**Records from a data collection:**
-=-=-=-=-

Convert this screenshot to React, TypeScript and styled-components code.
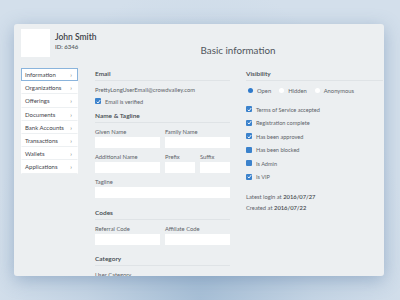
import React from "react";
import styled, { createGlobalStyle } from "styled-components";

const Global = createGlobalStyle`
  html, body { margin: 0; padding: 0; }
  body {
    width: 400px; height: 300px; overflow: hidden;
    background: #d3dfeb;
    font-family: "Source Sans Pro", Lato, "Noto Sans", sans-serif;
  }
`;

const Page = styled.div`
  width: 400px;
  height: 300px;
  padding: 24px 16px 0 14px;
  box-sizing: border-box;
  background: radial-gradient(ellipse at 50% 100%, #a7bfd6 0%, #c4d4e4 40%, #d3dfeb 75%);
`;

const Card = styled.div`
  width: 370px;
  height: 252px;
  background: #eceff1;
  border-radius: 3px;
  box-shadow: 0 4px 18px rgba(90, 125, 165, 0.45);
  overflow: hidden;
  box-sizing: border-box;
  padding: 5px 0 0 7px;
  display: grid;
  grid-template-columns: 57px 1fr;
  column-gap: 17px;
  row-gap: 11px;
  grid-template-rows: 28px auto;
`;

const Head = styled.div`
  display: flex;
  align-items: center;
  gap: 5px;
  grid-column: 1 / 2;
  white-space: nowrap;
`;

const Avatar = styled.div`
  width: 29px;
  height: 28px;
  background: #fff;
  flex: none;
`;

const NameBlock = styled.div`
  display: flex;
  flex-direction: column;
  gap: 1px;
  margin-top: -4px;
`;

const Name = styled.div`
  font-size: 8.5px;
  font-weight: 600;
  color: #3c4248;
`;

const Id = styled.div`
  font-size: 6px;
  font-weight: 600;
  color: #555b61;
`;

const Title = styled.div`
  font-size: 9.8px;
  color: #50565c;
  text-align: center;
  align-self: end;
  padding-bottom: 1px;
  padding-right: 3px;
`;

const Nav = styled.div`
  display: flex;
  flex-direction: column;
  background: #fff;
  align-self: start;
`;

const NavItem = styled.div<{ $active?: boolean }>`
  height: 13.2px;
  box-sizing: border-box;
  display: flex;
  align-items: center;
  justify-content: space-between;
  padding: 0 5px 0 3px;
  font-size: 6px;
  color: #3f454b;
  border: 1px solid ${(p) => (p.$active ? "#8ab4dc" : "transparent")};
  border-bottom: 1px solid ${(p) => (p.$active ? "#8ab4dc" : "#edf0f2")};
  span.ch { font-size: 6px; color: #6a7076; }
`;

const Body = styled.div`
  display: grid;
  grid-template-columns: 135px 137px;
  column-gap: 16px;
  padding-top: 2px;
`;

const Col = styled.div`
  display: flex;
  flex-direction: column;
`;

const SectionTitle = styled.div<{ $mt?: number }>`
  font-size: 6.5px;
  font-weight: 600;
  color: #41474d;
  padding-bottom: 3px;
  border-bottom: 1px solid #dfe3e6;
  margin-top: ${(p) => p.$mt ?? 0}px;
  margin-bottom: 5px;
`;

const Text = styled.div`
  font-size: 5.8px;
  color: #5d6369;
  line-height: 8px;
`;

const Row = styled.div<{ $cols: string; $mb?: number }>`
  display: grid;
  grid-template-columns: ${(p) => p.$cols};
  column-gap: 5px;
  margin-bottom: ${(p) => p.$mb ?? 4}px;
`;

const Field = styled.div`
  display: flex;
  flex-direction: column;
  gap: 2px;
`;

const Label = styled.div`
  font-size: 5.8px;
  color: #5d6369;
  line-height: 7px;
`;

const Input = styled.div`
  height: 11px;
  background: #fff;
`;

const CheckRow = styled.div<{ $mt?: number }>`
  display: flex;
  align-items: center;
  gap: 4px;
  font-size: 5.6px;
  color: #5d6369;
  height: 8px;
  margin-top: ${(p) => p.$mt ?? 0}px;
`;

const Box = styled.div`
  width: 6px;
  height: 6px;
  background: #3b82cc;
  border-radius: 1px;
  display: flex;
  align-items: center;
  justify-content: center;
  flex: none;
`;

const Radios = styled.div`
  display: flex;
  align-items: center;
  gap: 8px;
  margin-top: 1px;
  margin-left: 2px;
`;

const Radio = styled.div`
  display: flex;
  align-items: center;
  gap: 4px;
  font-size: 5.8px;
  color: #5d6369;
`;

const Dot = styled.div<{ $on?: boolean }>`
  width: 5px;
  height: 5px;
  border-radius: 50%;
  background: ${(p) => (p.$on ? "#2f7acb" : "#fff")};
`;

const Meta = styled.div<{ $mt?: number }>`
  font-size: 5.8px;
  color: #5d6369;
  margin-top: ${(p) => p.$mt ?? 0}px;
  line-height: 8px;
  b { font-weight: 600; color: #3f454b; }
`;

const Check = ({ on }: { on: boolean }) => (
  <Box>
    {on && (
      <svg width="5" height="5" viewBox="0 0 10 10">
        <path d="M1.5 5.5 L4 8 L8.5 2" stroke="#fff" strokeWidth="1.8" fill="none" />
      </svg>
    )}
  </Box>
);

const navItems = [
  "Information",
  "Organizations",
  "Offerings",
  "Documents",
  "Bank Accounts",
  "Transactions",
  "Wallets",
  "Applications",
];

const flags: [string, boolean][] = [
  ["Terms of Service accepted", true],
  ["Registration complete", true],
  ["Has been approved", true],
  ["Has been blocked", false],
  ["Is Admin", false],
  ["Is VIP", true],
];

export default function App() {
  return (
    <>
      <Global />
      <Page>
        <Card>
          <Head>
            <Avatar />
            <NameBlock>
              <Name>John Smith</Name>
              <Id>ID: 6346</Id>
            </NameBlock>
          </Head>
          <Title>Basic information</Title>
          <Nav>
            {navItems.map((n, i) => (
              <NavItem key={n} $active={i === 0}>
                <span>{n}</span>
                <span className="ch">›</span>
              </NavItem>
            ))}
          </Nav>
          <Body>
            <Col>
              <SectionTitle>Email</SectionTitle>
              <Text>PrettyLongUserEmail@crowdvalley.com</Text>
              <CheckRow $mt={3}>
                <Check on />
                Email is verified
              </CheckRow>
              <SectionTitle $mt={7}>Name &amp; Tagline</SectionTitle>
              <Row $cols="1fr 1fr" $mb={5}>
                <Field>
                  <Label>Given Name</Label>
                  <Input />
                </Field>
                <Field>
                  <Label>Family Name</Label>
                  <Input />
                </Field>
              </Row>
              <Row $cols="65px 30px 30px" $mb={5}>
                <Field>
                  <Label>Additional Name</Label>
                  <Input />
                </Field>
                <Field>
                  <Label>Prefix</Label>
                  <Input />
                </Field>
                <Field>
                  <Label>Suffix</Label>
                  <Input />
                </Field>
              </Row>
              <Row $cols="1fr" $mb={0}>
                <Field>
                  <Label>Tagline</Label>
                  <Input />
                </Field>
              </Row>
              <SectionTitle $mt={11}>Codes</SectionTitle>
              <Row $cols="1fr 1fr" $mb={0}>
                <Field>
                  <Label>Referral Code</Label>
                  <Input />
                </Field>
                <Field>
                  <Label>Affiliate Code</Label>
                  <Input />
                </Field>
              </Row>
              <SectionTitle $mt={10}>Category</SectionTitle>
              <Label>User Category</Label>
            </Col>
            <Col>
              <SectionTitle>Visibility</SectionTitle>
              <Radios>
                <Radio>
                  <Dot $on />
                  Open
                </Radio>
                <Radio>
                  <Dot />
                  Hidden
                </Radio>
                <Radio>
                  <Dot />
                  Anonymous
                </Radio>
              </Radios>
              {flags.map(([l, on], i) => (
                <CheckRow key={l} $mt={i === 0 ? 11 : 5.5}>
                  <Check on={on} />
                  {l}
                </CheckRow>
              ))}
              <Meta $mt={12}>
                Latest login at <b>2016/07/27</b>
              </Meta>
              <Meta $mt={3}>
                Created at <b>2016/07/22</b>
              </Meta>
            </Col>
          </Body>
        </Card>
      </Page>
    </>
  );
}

-=-=-=-=-

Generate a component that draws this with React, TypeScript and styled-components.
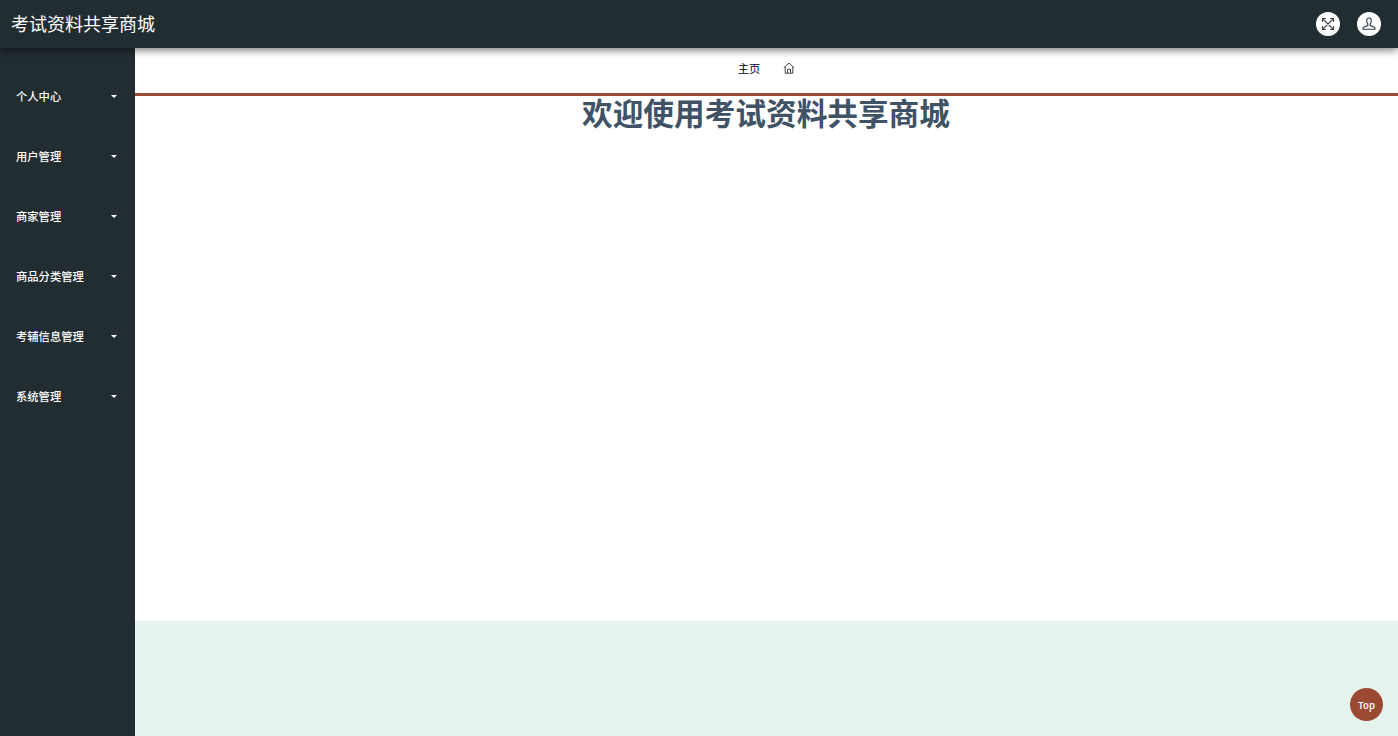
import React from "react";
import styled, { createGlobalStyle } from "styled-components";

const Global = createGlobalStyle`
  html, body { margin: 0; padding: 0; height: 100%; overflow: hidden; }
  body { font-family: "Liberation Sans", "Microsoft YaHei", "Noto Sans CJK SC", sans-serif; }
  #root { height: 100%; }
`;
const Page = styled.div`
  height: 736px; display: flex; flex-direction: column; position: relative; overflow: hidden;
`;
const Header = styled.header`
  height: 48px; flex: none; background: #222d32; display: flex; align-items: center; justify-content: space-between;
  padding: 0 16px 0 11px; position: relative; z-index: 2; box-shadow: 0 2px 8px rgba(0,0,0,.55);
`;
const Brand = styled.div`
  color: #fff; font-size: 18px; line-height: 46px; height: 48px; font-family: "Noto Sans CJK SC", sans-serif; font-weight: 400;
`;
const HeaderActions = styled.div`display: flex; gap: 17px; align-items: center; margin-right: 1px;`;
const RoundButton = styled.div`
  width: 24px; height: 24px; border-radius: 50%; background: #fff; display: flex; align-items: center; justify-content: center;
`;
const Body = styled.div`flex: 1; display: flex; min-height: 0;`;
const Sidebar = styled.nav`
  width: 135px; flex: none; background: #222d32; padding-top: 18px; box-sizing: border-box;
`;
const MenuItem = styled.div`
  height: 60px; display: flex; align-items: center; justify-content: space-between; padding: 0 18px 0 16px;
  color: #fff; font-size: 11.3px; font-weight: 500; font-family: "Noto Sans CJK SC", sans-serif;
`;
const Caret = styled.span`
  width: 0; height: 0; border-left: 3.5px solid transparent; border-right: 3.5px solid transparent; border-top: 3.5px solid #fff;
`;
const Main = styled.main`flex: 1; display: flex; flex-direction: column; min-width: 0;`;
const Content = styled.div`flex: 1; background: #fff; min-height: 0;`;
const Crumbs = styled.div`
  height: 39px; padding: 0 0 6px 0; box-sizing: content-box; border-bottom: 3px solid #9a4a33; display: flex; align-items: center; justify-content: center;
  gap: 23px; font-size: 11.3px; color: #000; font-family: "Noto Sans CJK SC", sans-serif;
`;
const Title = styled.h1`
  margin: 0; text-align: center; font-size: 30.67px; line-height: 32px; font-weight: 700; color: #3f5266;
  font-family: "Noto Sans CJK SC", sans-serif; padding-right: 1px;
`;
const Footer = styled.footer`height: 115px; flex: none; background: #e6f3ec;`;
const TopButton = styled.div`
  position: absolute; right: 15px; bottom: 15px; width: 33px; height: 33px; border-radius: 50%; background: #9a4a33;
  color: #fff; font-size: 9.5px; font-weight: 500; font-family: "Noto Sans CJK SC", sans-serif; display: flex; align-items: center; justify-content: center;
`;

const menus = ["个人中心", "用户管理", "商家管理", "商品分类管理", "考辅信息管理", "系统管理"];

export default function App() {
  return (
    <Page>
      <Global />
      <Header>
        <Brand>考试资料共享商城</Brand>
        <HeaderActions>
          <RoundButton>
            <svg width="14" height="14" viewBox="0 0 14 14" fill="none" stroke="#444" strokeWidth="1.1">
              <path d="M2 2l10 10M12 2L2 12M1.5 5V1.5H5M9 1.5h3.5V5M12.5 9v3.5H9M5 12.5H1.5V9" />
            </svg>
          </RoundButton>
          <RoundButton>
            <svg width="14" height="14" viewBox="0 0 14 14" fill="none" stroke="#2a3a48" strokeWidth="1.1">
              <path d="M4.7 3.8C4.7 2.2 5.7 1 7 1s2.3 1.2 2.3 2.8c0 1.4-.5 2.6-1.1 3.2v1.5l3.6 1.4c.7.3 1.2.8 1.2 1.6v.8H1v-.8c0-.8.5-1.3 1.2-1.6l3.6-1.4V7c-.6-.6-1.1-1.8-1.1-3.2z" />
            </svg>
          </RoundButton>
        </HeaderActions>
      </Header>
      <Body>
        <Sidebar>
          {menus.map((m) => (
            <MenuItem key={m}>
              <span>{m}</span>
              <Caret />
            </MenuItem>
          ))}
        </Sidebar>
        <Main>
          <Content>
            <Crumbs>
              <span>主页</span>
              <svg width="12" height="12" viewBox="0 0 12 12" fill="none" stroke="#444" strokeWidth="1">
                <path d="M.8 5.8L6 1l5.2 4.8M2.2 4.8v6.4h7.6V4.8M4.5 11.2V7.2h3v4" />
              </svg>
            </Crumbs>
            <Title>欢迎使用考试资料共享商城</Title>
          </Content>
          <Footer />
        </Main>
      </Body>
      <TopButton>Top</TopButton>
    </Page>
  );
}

-=-=-=-=-

**The exercise:**
From the records above, how many lines include the word "this"? Only the number is wanted.

**In response:**
2